_THE TASK:_ Transcribe all of the material exactly. Any picture in it should be left out.

Start of DATA EXCERPT

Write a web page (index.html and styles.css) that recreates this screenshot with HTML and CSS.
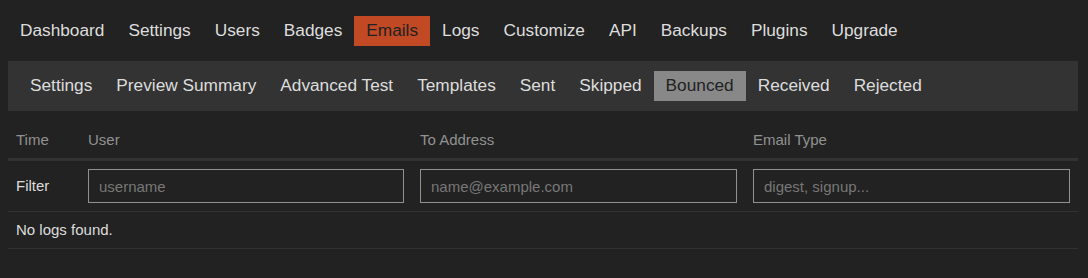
FILE: index.html
```html
<!DOCTYPE html>
<html lang="en">
<head>
  <meta charset="UTF-8">
  <title>Admin - Emails - Bounced</title>
  <link rel="stylesheet" href="styles.css">
</head>
<body>
  <div class="admin">
    <ul class="nav-pills">
      <li><a href="#">Dashboard</a></li>
      <li><a href="#">Settings</a></li>
      <li><a href="#">Users</a></li>
      <li><a href="#">Badges</a></li>
      <li><a href="#" class="active">Emails</a></li>
      <li><a href="#">Logs</a></li>
      <li><a href="#">Customize</a></li>
      <li><a href="#">API</a></li>
      <li><a href="#">Backups</a></li>
      <li><a href="#">Plugins</a></li>
      <li><a href="#">Upgrade</a></li>
    </ul>

    <ul class="sub-nav">
      <li><a href="#">Settings</a></li>
      <li><a href="#">Preview Summary</a></li>
      <li><a href="#">Advanced Test</a></li>
      <li><a href="#">Templates</a></li>
      <li><a href="#">Sent</a></li>
      <li><a href="#">Skipped</a></li>
      <li><a href="#" class="active">Bounced</a></li>
      <li><a href="#">Received</a></li>
      <li><a href="#">Rejected</a></li>
    </ul>

    <table class="email-list">
      <thead>
        <tr>
          <th class="col-time">Time</th>
          <th class="col-user">User</th>
          <th class="col-addr">To Address</th>
          <th class="col-type">Email Type</th>
        </tr>
      </thead>
      <tbody>
        <tr class="filters">
          <td>Filter</td>
          <td><input type="text" placeholder="username"></td>
          <td><input type="text" placeholder="name@example.com"></td>
          <td><input type="text" placeholder="digest, signup..."></td>
        </tr>
        <tr>
          <td colspan="4">No logs found.</td>
        </tr>
      </tbody>
    </table>
  </div>
</body>
</html>
```

FILE: styles.css
```css
body {
  font-family: "Liberation Sans", Arial, sans-serif;
  margin: 0;
  padding: 8px 10px 8px 8px;
  background-color: #222;
  color: #ddd;
}
ul {
  list-style: none;
  margin: 0;
  padding: 0;
}
a {
  color: #ddd;
  text-decoration: none;
}
.nav-pills {
  display: flex;
  padding-top: 8px;
  margin-bottom: 15px;
}
.nav-pills a,
.sub-nav a {
  display: block;
  font-size: 17.25px;
  line-height: 29px;
  height: 30px;
  padding: 0 12px;
}
.nav-pills a.active {
  background-color: #c14924;
  color: #222;
}
.sub-nav {
  display: flex;
  background-color: #333;
  padding: 10px 10px;
}
.sub-nav a.active {
  background-color: #888;
  color: #222;
}
.email-list {
  width: 100%;
  margin-top: 11px;
  border-collapse: collapse;
  table-layout: fixed;
  font-size: 15px;
}
.email-list th {
  text-align: left;
  font-weight: normal;
  color: #919191;
  padding: 8px;
  line-height: 20px;
  border-bottom: 3px solid #333;
}
.email-list td {
  padding: 8px;
  line-height: 20px;
  border-bottom: 1px solid #333;
}
.col-time { width: 56px; }
.col-user { width: 316px; }
.col-addr,
.col-type { width: 317px; }
.email-list input {
  display: block;
  box-sizing: border-box;
  width: 100%;
  height: 34px;
  margin: 0;
  padding: 4px 10px;
  font-family: inherit;
  font-size: 15px;
  color: #ddd;
  background-color: #222;
  border: 1px solid #919191;
  border-radius: 0;
}
.email-list input::placeholder {
  color: #777;
}
```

End of DATA EXCERPT

_RESULT FOR THIS EXERCISE:_
Write a web page (index.html and styles.css) that recreates this screenshot with HTML and CSS.
FILE: index.html
```html
<!DOCTYPE html>
<html lang="en">
<head>
  <meta charset="UTF-8">
  <title>Admin - Emails - Bounced</title>
  <link rel="stylesheet" href="styles.css">
</head>
<body>
  <div class="admin">
    <ul class="nav-pills">
      <li><a href="#">Dashboard</a></li>
      <li><a href="#">Settings</a></li>
      <li><a href="#">Users</a></li>
      <li><a href="#">Badges</a></li>
      <li><a href="#" class="active">Emails</a></li>
      <li><a href="#">Logs</a></li>
      <li><a href="#">Customize</a></li>
      <li><a href="#">API</a></li>
      <li><a href="#">Backups</a></li>
      <li><a href="#">Plugins</a></li>
      <li><a href="#">Upgrade</a></li>
    </ul>

    <ul class="sub-nav">
      <li><a href="#">Settings</a></li>
      <li><a href="#">Preview Summary</a></li>
      <li><a href="#">Advanced Test</a></li>
      <li><a href="#">Templates</a></li>
      <li><a href="#">Sent</a></li>
      <li><a href="#">Skipped</a></li>
      <li><a href="#" class="active">Bounced</a></li>
      <li><a href="#">Received</a></li>
      <li><a href="#">Rejected</a></li>
    </ul>

    <table class="email-list">
      <thead>
        <tr>
          <th class="col-time">Time</th>
          <th class="col-user">User</th>
          <th class="col-addr">To Address</th>
          <th class="col-type">Email Type</th>
        </tr>
      </thead>
      <tbody>
        <tr class="filters">
          <td>Filter</td>
          <td><input type="text" placeholder="username"></td>
          <td><input type="text" placeholder="name@example.com"></td>
          <td><input type="text" placeholder="digest, signup..."></td>
        </tr>
        <tr>
          <td colspan="4">No logs found.</td>
        </tr>
      </tbody>
    </table>
  </div>
</body>
</html>
```

FILE: styles.css
```css
body {
  font-family: "Liberation Sans", Arial, sans-serif;
  margin: 0;
  padding: 8px 10px 8px 8px;
  background-color: #222;
  color: #ddd;
}
ul {
  list-style: none;
  margin: 0;
  padding: 0;
}
a {
  color: #ddd;
  text-decoration: none;
}
.nav-pills {
  display: flex;
  padding-top: 8px;
  margin-bottom: 15px;
}
.nav-pills a,
.sub-nav a {
  display: block;
  font-size: 17.25px;
  line-height: 29px;
  height: 30px;
  padding: 0 12px;
}
.nav-pills a.active {
  background-color: #c14924;
  color: #222;
}
.sub-nav {
  display: flex;
  background-color: #333;
  padding: 10px 10px;
}
.sub-nav a.active {
  background-color: #888;
  color: #222;
}
.email-list {
  width: 100%;
  margin-top: 11px;
  border-collapse: collapse;
  table-layout: fixed;
  font-size: 15px;
}
.email-list th {
  text-align: left;
  font-weight: normal;
  color: #919191;
  padding: 8px;
  line-height: 20px;
  border-bottom: 3px solid #333;
}
.email-list td {
  padding: 8px;
  line-height: 20px;
  border-bottom: 1px solid #333;
}
.col-time { width: 56px; }
.col-user { width: 316px; }
.col-addr,
.col-type { width: 317px; }
.email-list input {
  display: block;
  box-sizing: border-box;
  width: 100%;
  height: 34px;
  margin: 0;
  padding: 4px 10px;
  font-family: inherit;
  font-size: 15px;
  color: #ddd;
  background-color: #222;
  border: 1px solid #919191;
  border-radius: 0;
}
.email-list input::placeholder {
  color: #777;
}
```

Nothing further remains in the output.